Zedd recently threw a benefit concert for the ACLU, do you think more electronic musicians will be engaging in that sort of musical activism?

Yes and I've already had conversations with some of my colleagues about coordinating our efforts and doing something to support the ACLU and other organizations who are on the front lines of this fight for justice and equality.

Dance music in particular is often portrayed as a haven for inclusivity; do you think it can continue to maintain that role in the present political moment?

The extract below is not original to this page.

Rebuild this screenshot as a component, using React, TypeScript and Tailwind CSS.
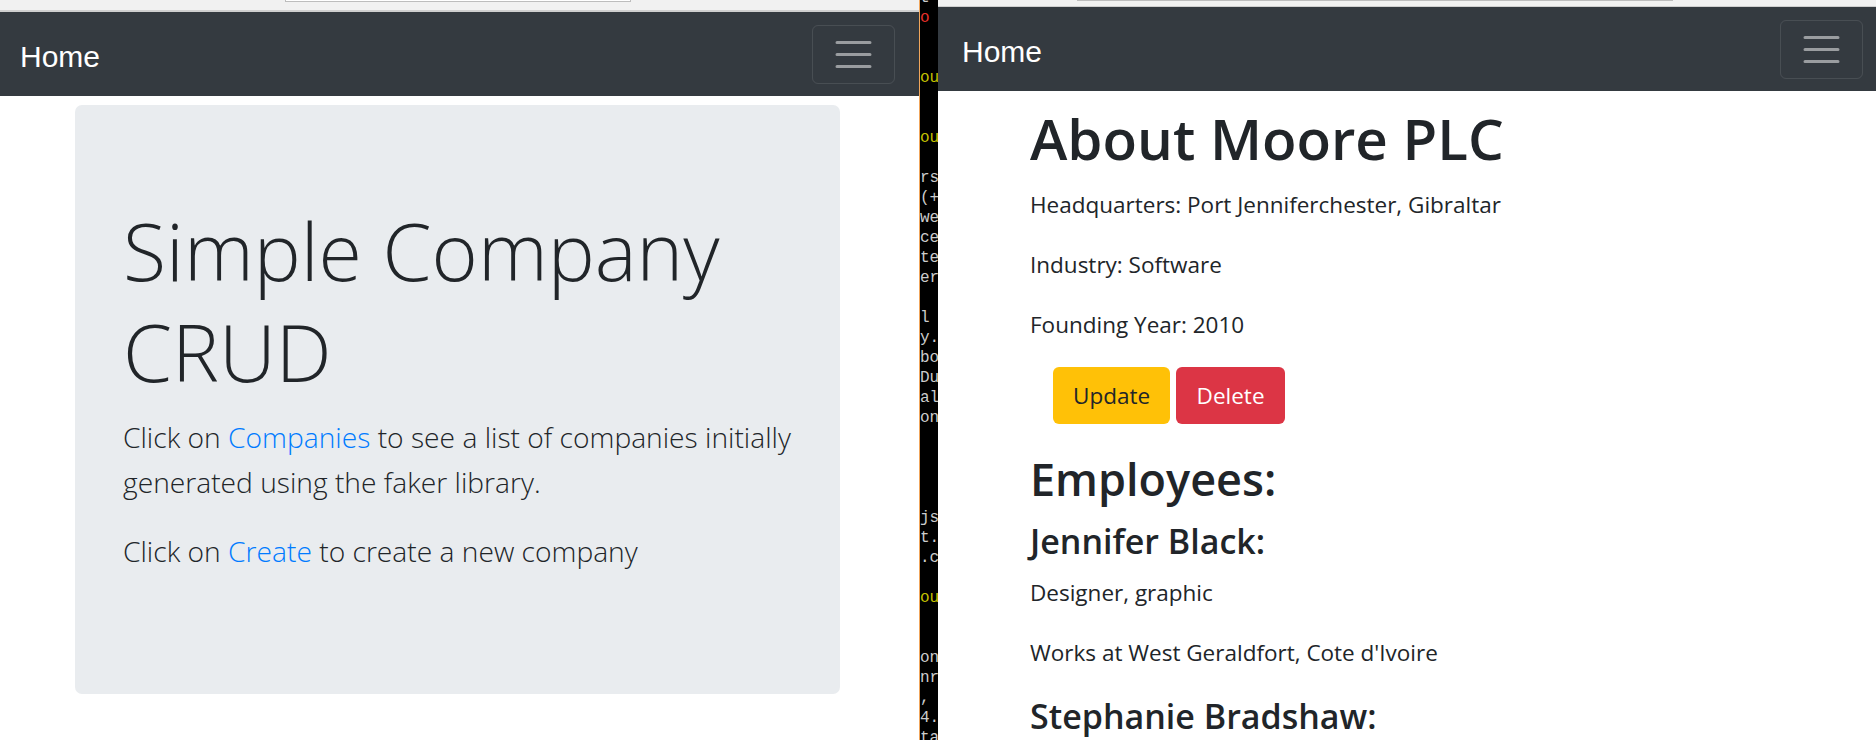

What's happened politically has not changed or deterred people in our industry in how they embrace others and how open they are and how inclusive the message of electronic music is. If anything, it's made us believe that more strongly than ever before. I look at myself as a global citizen. I don't look myself as belonging to a particular facet of society. Obviously I'm Persian, and I have a lot of pride in that. There's a lot of rich history in Persian culture that I carry with me that my parents instilled in me. But I look at myself as a global citizen. We have global problems, and hopefully we'll have global solutions that will include everyone. 

What are the next steps with the documentary following the Miami screening?

Basically we're trying to get distribution so that more people can see it. It's still being submitted to a lot of film festivals. Hopefully we'll get distribution; if not, we'll self-release, perhaps through Amazon Prime or Netflix. One way or another, it'll get out there.